Filter the data below for the string "index" and copy each matching line.

— Start Dataset content —

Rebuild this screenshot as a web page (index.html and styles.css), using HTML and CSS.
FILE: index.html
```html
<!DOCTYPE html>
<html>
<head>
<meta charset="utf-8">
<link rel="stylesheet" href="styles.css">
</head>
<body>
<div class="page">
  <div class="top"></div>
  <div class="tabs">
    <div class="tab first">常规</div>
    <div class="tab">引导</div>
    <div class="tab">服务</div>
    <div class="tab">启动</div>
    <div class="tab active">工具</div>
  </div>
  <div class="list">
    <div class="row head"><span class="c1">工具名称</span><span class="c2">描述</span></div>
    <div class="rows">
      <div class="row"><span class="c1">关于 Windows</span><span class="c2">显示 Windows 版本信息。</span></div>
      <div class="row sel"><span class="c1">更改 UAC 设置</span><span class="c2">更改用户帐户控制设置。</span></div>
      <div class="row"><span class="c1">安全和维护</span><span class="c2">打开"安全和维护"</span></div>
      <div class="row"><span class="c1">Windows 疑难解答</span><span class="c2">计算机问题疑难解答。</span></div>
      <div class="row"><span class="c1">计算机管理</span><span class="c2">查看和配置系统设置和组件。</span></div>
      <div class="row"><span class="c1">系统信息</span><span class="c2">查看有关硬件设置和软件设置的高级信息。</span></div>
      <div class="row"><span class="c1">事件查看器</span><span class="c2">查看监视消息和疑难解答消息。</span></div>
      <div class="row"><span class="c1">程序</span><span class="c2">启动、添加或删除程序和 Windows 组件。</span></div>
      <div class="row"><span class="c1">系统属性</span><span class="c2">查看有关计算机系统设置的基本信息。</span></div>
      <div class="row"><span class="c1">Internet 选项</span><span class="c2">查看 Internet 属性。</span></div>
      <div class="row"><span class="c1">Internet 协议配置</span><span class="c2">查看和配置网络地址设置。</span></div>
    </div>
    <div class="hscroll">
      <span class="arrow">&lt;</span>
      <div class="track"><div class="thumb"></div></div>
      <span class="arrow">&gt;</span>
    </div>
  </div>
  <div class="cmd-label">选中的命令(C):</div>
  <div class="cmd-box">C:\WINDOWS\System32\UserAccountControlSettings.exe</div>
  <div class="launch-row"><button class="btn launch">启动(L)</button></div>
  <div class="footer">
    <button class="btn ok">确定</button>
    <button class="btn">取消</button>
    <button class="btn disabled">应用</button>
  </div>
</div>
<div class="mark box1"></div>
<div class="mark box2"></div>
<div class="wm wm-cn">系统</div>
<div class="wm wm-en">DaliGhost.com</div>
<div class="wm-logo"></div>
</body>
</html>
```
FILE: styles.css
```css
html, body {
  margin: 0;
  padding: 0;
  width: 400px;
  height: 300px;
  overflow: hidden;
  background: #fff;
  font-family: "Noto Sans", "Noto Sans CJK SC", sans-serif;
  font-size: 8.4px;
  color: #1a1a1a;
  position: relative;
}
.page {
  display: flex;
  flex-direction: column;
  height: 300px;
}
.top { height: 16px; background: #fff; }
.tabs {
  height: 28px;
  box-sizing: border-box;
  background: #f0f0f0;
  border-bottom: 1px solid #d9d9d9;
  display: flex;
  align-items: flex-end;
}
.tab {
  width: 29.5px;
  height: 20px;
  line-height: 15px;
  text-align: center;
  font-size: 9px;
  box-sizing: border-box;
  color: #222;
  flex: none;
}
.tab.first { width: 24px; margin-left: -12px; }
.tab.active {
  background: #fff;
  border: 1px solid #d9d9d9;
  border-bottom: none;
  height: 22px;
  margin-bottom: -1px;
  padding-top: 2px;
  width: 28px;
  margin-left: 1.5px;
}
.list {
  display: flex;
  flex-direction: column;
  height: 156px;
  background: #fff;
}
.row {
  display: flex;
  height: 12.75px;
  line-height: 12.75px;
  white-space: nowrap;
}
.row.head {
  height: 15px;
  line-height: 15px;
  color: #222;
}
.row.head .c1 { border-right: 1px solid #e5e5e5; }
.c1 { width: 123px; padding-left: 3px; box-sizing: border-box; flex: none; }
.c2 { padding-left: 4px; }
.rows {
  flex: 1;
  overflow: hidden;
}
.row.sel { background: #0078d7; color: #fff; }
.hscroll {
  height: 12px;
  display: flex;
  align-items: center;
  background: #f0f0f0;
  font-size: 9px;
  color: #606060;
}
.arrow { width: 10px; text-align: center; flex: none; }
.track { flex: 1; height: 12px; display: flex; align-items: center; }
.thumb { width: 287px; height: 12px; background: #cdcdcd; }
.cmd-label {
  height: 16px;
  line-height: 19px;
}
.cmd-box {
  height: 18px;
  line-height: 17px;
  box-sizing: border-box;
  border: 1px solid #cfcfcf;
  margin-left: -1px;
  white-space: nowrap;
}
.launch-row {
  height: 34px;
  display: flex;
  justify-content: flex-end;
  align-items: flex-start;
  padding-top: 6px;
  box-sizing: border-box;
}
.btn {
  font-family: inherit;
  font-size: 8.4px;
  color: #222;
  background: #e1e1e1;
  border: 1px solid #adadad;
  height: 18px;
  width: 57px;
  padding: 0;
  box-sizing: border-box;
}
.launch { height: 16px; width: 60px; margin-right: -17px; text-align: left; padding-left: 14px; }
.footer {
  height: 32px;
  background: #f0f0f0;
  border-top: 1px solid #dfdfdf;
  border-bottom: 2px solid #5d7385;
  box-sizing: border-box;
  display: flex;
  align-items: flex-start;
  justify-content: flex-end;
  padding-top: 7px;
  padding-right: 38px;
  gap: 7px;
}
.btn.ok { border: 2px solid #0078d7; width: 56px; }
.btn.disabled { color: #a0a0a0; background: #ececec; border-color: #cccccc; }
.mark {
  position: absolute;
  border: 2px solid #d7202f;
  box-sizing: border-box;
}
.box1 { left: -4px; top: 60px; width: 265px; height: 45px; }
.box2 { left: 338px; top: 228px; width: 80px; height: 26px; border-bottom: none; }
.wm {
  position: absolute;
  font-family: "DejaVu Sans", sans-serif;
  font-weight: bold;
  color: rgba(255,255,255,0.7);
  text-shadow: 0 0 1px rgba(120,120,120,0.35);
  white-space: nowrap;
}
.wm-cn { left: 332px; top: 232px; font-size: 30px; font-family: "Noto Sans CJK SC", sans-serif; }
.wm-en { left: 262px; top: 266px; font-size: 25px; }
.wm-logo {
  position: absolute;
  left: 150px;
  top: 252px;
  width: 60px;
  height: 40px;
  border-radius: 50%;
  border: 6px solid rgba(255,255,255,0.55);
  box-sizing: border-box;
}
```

— End Dataset content —

→ Answer for this exercise
Rebuild this screenshot as a web page (index.html and styles.css), using HTML and CSS.
FILE: index.html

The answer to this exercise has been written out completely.